By DeLene Beeland
GAINESVILLE, Fla. — A world awash in waves of novel coronavirus variants is left to react to each new emergence. Will this one be as deadly as delta? As transmissible as omicron?
Imagine if we could get ahead of the curve and predict the next one. That’s the goal of a new $3.7 million research grant led by University of Florida professors Marco Salemi, Ph.D., and Mattia Prosperi, Ph.D,, M.Eng., and funded by the National Institutes of Health.
“The coronavirus is a moving target and we have always been one step behind,” said Salemi, a professor of experimental pathology in the UF College of Medicine’s department of pathology, immunology and laboratory medicine and the Stephany W. Holloway University Chair in AIDS Research. “Every time the epidemic seems to be coming under control, another variant emerges that is more virulent — not necessarily causing more severe disease, but certainly more transmissible — and it spreads again.”
The grant will use artificial intelligence, or AI, and machine learning to build an algorithm to spot new variants of concern.
Marco Salemi, Ph.D. and Mattia Prosperi, Ph.D., M. Eng.
Salemi is an expert in the molecular evolution of viruses, while Prosperi has expertise in applying AI to public health issues. Prosperi is a professor in the department of epidemiology in the UF College of Public Health and Health Professions and the UF College of Medicine. Simone Marini, Ph.D., an assistant professor in epidemiology, will oversee the algorithm’s development.
“We have been in an arms race with this virus,” said Marini. “But AI can help us to detect these genetic anomalies faster before they threaten public health.”
The team will use publicly available data from global repositories — where researchers upload genetic sequences of SARS-CoV-2 — to train the algorithm. They will design the algorithm to detect anomalies in new variants that signal they may be a worry for public health.

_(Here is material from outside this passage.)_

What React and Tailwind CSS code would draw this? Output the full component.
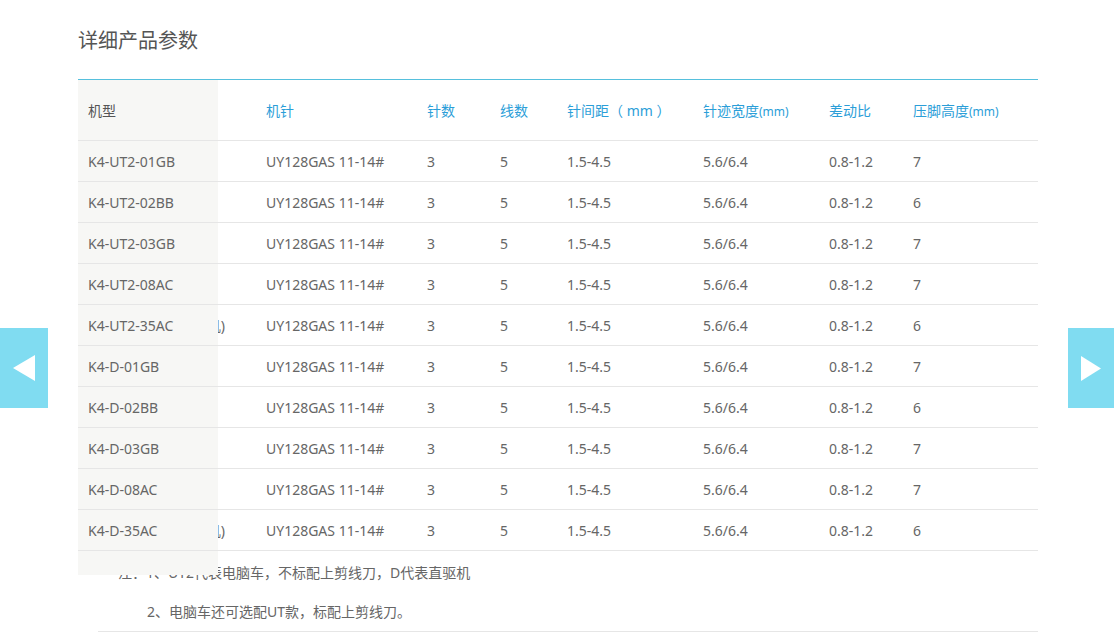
import React from "react";

const rows = [
  ["K4-UT2-01GB", "", "7"],
  ["K4-UT2-02BB", "", "6"],
  ["K4-UT2-03GB", "", "7"],
  ["K4-UT2-08AC", "", "7"],
  ["K4-UT2-35AC", "(电脑机)", "6"],
  ["K4-D-01GB", "", "7"],
  ["K4-D-02BB", "", "6"],
  ["K4-D-03GB", "", "7"],
  ["K4-D-08AC", "", "7"],
  ["K4-D-35AC", "(直驱机)", "6"],
];

const font = { fontFamily: '"Noto Sans", "Noto Sans CJK SC", sans-serif' };

function Mm() {
  return <span className="text-[12px]">(mm)</span>;
}

export default function App() {
  return (
    <div className="relative w-[1114px] h-[643px] bg-white overflow-hidden text-[#666]" style={font}>
      <div className="pl-[78px] w-[1038px]">
        <h2 className="pt-[27px] h-[79px] text-[20px] leading-[28px] text-[#555] font-normal">详细产品参数</h2>
        <div className="relative">
          <div className="h-[1px] bg-[#56c0dd]"></div>
          <div className="flex h-[61px] border-b border-[#e6e6e6] items-center text-[14px] text-[#2b9ed8]">
            <div className="w-[100px] pl-[10px] text-[#555]">机型</div>
            <div className="w-[78px]"></div>
            <div className="w-[161px] pl-[10px]">机针</div>
            <div className="w-[73px] pl-[10px]">针数</div>
            <div className="w-[67px] pl-[10px]">线数</div>
            <div className="w-[136px] pl-[10px] whitespace-pre">针间距（ mm ）</div>
            <div className="w-[126px] pl-[10px]">针迹宽度<Mm /></div>
            <div className="w-[84px] pl-[10px]">差动比</div>
            <div className="w-[135px] pl-[10px]">压脚高度<Mm /></div>
          </div>
          {rows.map((r) => (
            <div key={r[0]} className="flex h-[41px] border-b border-[#e6e6e6] items-center text-[14px]">
              <div className="w-[100px] pl-[10px]">{r[0]}</div>
              <div className="w-[78px] pr-[31px] flex justify-end whitespace-nowrap">
                <span>{r[1]}</span>
              </div>
              <div className="w-[161px] pl-[10px]">UY128GAS 11-14#</div>
              <div className="w-[73px] pl-[10px]">3</div>
              <div className="w-[67px] pl-[10px]">5</div>
              <div className="w-[136px] pl-[10px]">1.5-4.5</div>
              <div className="w-[126px] pl-[10px]">5.6/6.4</div>
              <div className="w-[84px] pl-[10px]">0.8-1.2</div>
              <div className="w-[135px] pl-[10px]">{r[2]}</div>
            </div>
          ))}
          <div className="ml-[20px] pt-[2px] border-b border-[#e6e6e6] text-[14px]">
            <div className="h-[39px] leading-[39px] pl-[20px]">注：1、UT2代表电脑车，不标配上剪线刀，D代表直驱机</div>
            <div className="h-[39px] leading-[39px] pl-[49px]">2、电脑车还可选配UT款，标配上剪线刀。</div>
          </div>
          <div className="absolute left-0 top-[1px] w-[140px] h-[495px] bg-[#f7f7f5]">
            <div className="h-[61px] border-b border-[#e6e6e6] flex items-center pl-[10px] text-[14px] text-[#555]">机型</div>
            {rows.map((r) => (
              <div key={r[0]} className="h-[41px] border-b border-[#e6e6e6] flex items-center pl-[10px] text-[14px]">{r[0]}</div>
            ))}
          </div>
        </div>
      </div>
      <div className="absolute left-0 top-[328px] w-[48px] h-[80px] bg-[#80dcf1] flex items-center justify-center">
        <svg width="22" height="26" viewBox="0 0 22 26"><polygon points="0,13 22,0 22,26" fill="#fff" /></svg>
      </div>
      <div className="absolute left-[1068px] top-[328px] w-[46px] h-[80px] bg-[#80dcf1] flex items-center justify-center">
        <svg width="20" height="25" viewBox="0 0 20 25"><polygon points="0,0 20,12.5 0,25" fill="#fff" /></svg>
      </div>
    </div>
  );
}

“We would know right away if a new variant can potentially take over the population rapidly,” said Salemi, a faculty member of the UF Emerging Pathogens Institute. “We would finally have an advantage over the virus and we could rapidly do prevention measures.”
The crux of the new work lies in training the AI algorithm to detect the variants that will matter to human health, apart from all the background variants that exist due to natural evolutionary processes but that aren’t a public health threat.
“Imagine each variant that is sequenced and stored as a dot in a cloud of dots,” said Marini. “If it’s within the known area of the cloud, we are cool. But if this dot falls away from the known area, that is our variant, that is our concern. AI is learning the rules to put the dots in the right spots.”
In theory, the work could help produce a tool that would raise a red flag when a potential new variant of concern is uploaded to public databases. Scientists could then test the variant in a lab to see whether it attacks cells quickly or can resist antibodies.
AI can also be used to predict short- and long-term disease outcomes and the emergence of potentially drug-resistant mutations, according to Prosperi.
The new project builds on the past few years of work by Salemi and collaborators to understand the genetic variability of the novel coronavirus in Florida. With $250,000 in seed money from the UF Office of Research and UF Clinical and Translational Science Institute in fall 2019, Salemi’s lab began sequencing virus samples from Alachua County residents. Then, Salemi’s team was awarded a grant from the AIDS Healthcare Foundation in Miami to sequence samples from people coinfected with HIV.
“There has been this hypothesis in the scientific community that some of the most aggressive variants of concern, like the delta or the omicron variant, might have emerged in people with HIV,” said Salemi. “There have been reports of people infected for months, and one very recent case of a patient infected for more than 400 days.”
These extended infections are distinct from “long COVID,” the term for symptoms that linger long after the body clears the virus. When some people with HIV are also infected with SARS-CoV-2, the coronavirus replicates in their bodies for an extended period. This allows the virus to mutate, which helps it become ever better at evading the immune system.
In the new work, the research team will sequence SARS-CoV-2 samples taken from the same HIV patients over time to yield a deeper understanding of how the virus changes. The research is also expected to improve care practices for people with HIV who also have COVID-19.
The team includes collaborators at the University of Miami, Drs. Maria Luisa Alcaide and Deborah Jones, and machine learning researchers and engineers at the University of Pavia, Italy.